Who manages the family limited partnership?
General partners are responsible for managing the day-to-day operations and decisions of the family limited partnership. They have the authority to oversee assets, make investment choices, and handle administrative tasks. Limited partners typically hold ownership interests but do not participate in management. Their liability is limited to their investment, providing protection from partnership debts and obligations.
Can family limited partnerships protect assets from creditors?
Yes, family limited partnerships can offer a level of protection against creditors. By transferring assets into the partnership and limiting individual control, it can make it more difficult for creditors to access those assets. However, protections depend on how the partnership is structured and local laws. Proper legal guidance is important to ensure the partnership provides the intended asset protection benefits.
Is a family limited partnership right for every family?
Family limited partnerships are beneficial for families with significant assets, complex estates, or businesses that require centralized management and protection. They may not be necessary for families with simple estates or limited assets. Each family’s situation is unique, so consulting with a legal professional can help determine if this structure aligns with your estate planning goals and needs.
How do you create a family limited partnership?
Creating a family limited partnership involves drafting a detailed partnership agreement, transferring assets into the partnership, and filing any required legal documents with state authorities. The agreement outlines the roles, responsibilities, and rights of the partners. It is important to work with an attorney familiar with California estate laws to ensure the partnership is set up correctly and meets your family’s specific goals.
Can the terms of a family limited partnership be changed?
Yes, the terms of a family limited partnership can typically be amended according to the procedures set forth in the partnership agreement. Changes may be necessary to reflect evolving family circumstances or legal requirements. Amendments usually require the consent of the partners as specified in the agreement. Regular review and updates help maintain the partnership’s effectiveness and compliance.
What are the tax filing requirements for family limited partnerships?
Family limited partnerships must file an annual partnership tax return with the IRS, reporting income, deductions, and distributions. Each partner receives a Schedule K-1 detailing their share of partnership income or losses.
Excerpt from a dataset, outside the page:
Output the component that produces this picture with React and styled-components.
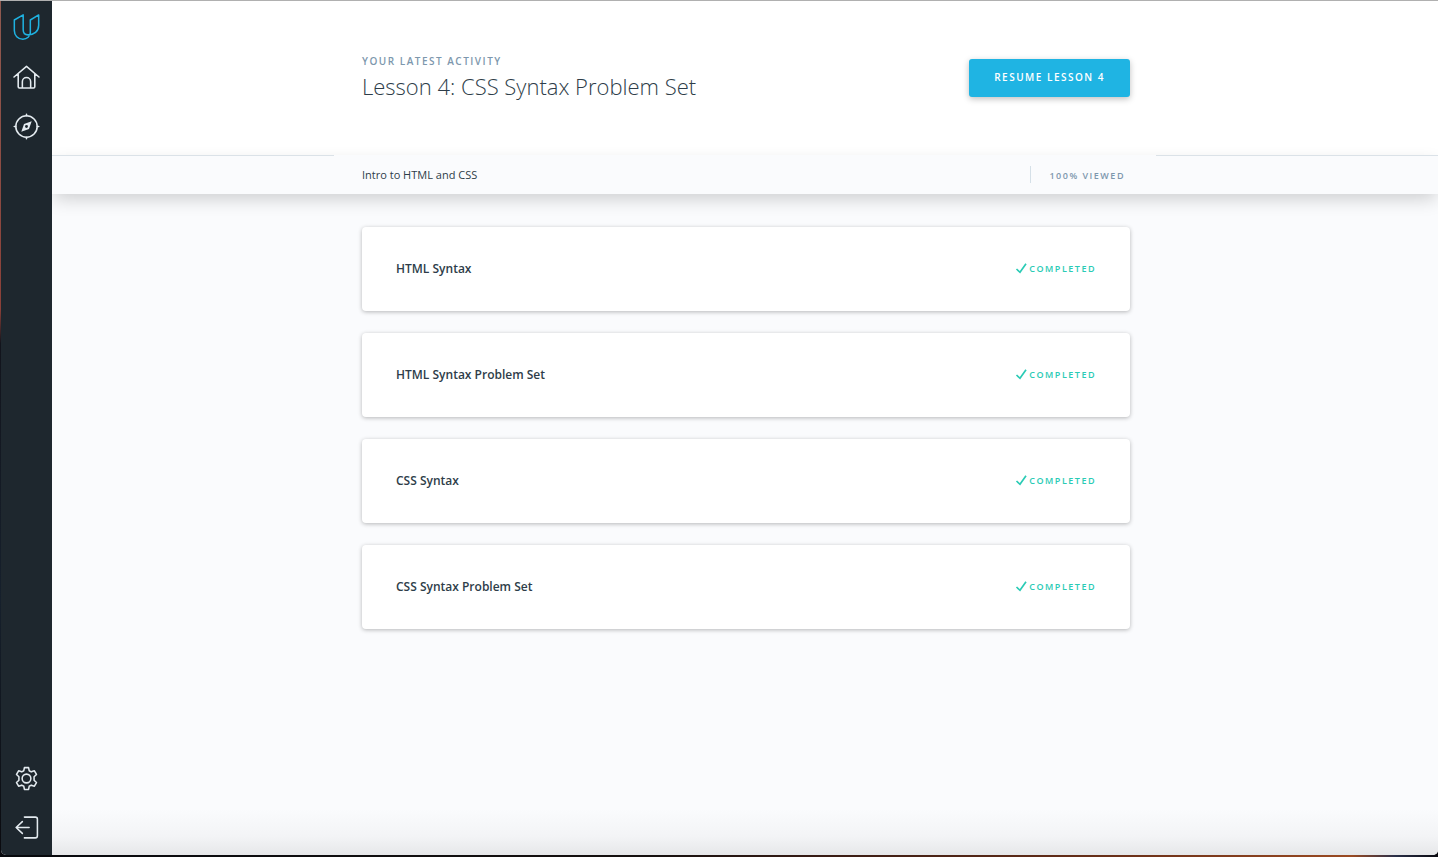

It’s important to maintain accurate records and consult with a tax professional to comply with federal and state tax obligations and optimize tax benefits.
How does a family limited partnership affect control over assets?
Control depends on the roles assigned within the partnership. General partners maintain active control over management decisions, while limited partners have passive ownership with no management authority. This structure allows families to retain control within trusted members while facilitating the transfer of ownership interests to other family members.
Are family limited partnerships recognized in California?
Yes, family limited partnerships are recognized and governed by California partnership laws. They must comply with state regulations regarding formation, registration, and operation. Proper legal setup and adherence to California laws ensure the partnership is valid and provides the intended estate planning benefits.